▶ REQUEST
Go through the data and copy every line exactly, but not the images.

--------------------------------------------------

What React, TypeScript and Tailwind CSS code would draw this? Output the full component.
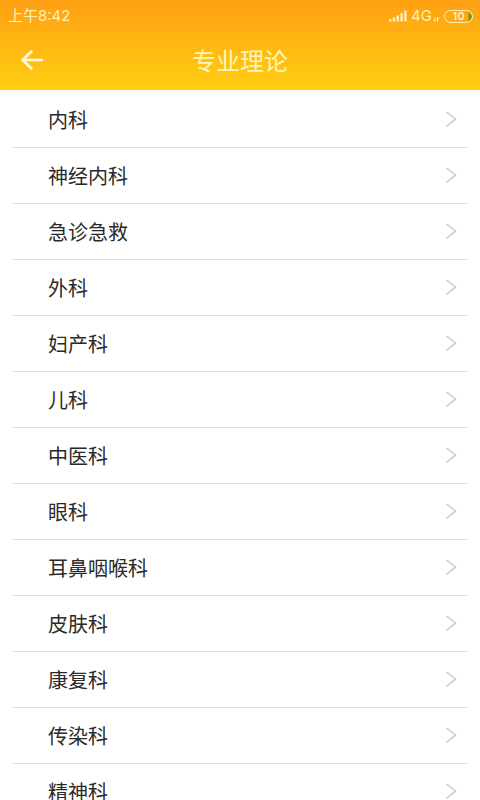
const departments = [
  '内科',
  '神经内科',
  '急诊急救',
  '外科',
  '妇产科',
  '儿科',
  '中医科',
  '眼科',
  '耳鼻咽喉科',
  '皮肤科',
  '康复科',
  '传染科',
  '精神科',
];

const StatusBar = () => (
  <div className="flex h-8 items-center justify-between pl-2 pr-[7px] font-['Inter','Noto_Sans_CJK_SC',sans-serif] text-[#fff0b8]">
    <span className="text-[15px] leading-5">上午8:42</span>
    <div className="flex items-center gap-1">
      <svg className="h-3 w-[18px]" viewBox="0 0 18 12" fill="currentColor">
        <rect x="0" y="9" width="2.4" height="2.5" />
        <rect x="3.8" y="7.5" width="2.4" height="4" />
        <rect x="7.6" y="5.5" width="2.4" height="6" />
        <rect x="11.4" y="3" width="2.4" height="8.5" />
        <rect x="15.2" y="0.5" width="2.4" height="11" />
      </svg>
      <div className="flex items-end">
        <span className="text-[15px] leading-5">4G</span>
        <svg className="mb-1 h-2 w-2" viewBox="0 0 8 8" fill="none" stroke="currentColor" strokeWidth="1">
          <path d="M3 3.5v4M1.8 6l1.2 1.5M5.5 7.5v-4M6.8 5L5.5 3.5" />
        </svg>
      </div>
      <div className="relative flex h-[13px] w-[29px] items-center justify-center rounded-full border border-current font-semibold">
        <span className="text-[11px] leading-none">10</span>
        <svg className="absolute right-0 top-0 h-[11px] w-1" viewBox="0 0 4 11" fill="#6f9a18">
          <path d="M0.5 1Q3.6 2 3.6 5.5T0.5 10Z" />
        </svg>
      </div>
    </div>
  </div>
);

export default function App() {
  return (
    <div className="flex h-screen flex-col bg-white font-['Noto_Sans_CJK_SC',sans-serif]">
      <header className="shrink-0 bg-linear-to-b from-[#ffa012] to-[#ffce12]">
        <StatusBar />
        <div className="grid h-[58px] grid-cols-[64px_1fr_64px] items-center">
          <button type="button" aria-label="返回" className="flex h-14 items-center justify-center text-[#fffbe0]">
            <svg
              className="h-6 w-6"
              viewBox="0 0 24 24"
              fill="none"
              stroke="currentColor"
              strokeWidth="2.6"
              strokeLinecap="round"
              strokeLinejoin="round"
            >
              <path d="M22 11H2.5M11.5 2.5L2.5 11l9 8.5" />
            </svg>
          </button>
          <h1 className="pb-0.5 text-center text-2xl text-[#fff5b8]">专业理论</h1>
        </div>
      </header>

      <ul className="min-h-0 flex-1 overflow-y-auto px-[13px] pt-0.5 [scrollbar-width:none]">
        {departments.map((name) => (
          <li key={name} className="h-14 border-b border-[#dedede]">
            <button type="button" className="flex h-full w-full items-center justify-between pl-[35px] pr-2.5 text-left">
              <span className="text-xl text-[#2a2a2a]">{name}</span>
              <svg className="h-4 w-3" viewBox="0 0 12 16" fill="none" stroke="#cccccc" strokeWidth="1.5">
                <path d="M1.5 0L10.5 7.2l-9 7.2" />
              </svg>
            </button>
          </li>
        ))}
      </ul>
    </div>
  );
}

--------------------------------------------------

▶ TASK RESPONSE
What React, TypeScript and Tailwind CSS code would draw this? Output the full component.
const departments = [
  '内科',
  '神经内科',
  '急诊急救',
  '外科',
  '妇产科',
  '儿科',
  '中医科',
  '眼科',
  '耳鼻咽喉科',
  '皮肤科',
  '康复科',
  '传染科',
  '精神科',
];

const StatusBar = () => (
  <div className="flex h-8 items-center justify-between pl-2 pr-[7px] font-['Inter','Noto_Sans_CJK_SC',sans-serif] text-[#fff0b8]">
    <span className="text-[15px] leading-5">上午8:42</span>
    <div className="flex items-center gap-1">
      <svg className="h-3 w-[18px]" viewBox="0 0 18 12" fill="currentColor">
        <rect x="0" y="9" width="2.4" height="2.5" />
        <rect x="3.8" y="7.5" width="2.4" height="4" />
        <rect x="7.6" y="5.5" width="2.4" height="6" />
        <rect x="11.4" y="3" width="2.4" height="8.5" />
        <rect x="15.2" y="0.5" width="2.4" height="11" />
      </svg>
      <div className="flex items-end">
        <span className="text-[15px] leading-5">4G</span>
        <svg className="mb-1 h-2 w-2" viewBox="0 0 8 8" fill="none" stroke="currentColor" strokeWidth="1">
          <path d="M3 3.5v4M1.8 6l1.2 1.5M5.5 7.5v-4M6.8 5L5.5 3.5" />
        </svg>
      </div>
      <div className="relative flex h-[13px] w-[29px] items-center justify-center rounded-full border border-current font-semibold">
        <span className="text-[11px] leading-none">10</span>
        <svg className="absolute right-0 top-0 h-[11px] w-1" viewBox="0 0 4 11" fill="#6f9a18">
          <path d="M0.5 1Q3.6 2 3.6 5.5T0.5 10Z" />
        </svg>
      </div>
    </div>
  </div>
);

export default function App() {
  return (
    <div className="flex h-screen flex-col bg-white font-['Noto_Sans_CJK_SC',sans-serif]">
      <header className="shrink-0 bg-linear-to-b from-[#ffa012] to-[#ffce12]">
        <StatusBar />
        <div className="grid h-[58px] grid-cols-[64px_1fr_64px] items-center">
          <button type="button" aria-label="返回" className="flex h-14 items-center justify-center text-[#fffbe0]">
            <svg
              className="h-6 w-6"
              viewBox="0 0 24 24"
              fill="none"
              stroke="currentColor"
              strokeWidth="2.6"
              strokeLinecap="round"
              strokeLinejoin="round"
            >
              <path d="M22 11H2.5M11.5 2.5L2.5 11l9 8.5" />
            </svg>
          </button>
          <h1 className="pb-0.5 text-center text-2xl text-[#fff5b8]">专业理论</h1>
        </div>
      </header>

      <ul className="min-h-0 flex-1 overflow-y-auto px-[13px] pt-0.5 [scrollbar-width:none]">
        {departments.map((name) => (
          <li key={name} className="h-14 border-b border-[#dedede]">
            <button type="button" className="flex h-full w-full items-center justify-between pl-[35px] pr-2.5 text-left">
              <span className="text-xl text-[#2a2a2a]">{name}</span>
              <svg className="h-4 w-3" viewBox="0 0 12 16" fill="none" stroke="#cccccc" strokeWidth="1.5">
                <path d="M1.5 0L10.5 7.2l-9 7.2" />
              </svg>
            </button>
          </li>
        ))}
      </ul>
    </div>
  );
}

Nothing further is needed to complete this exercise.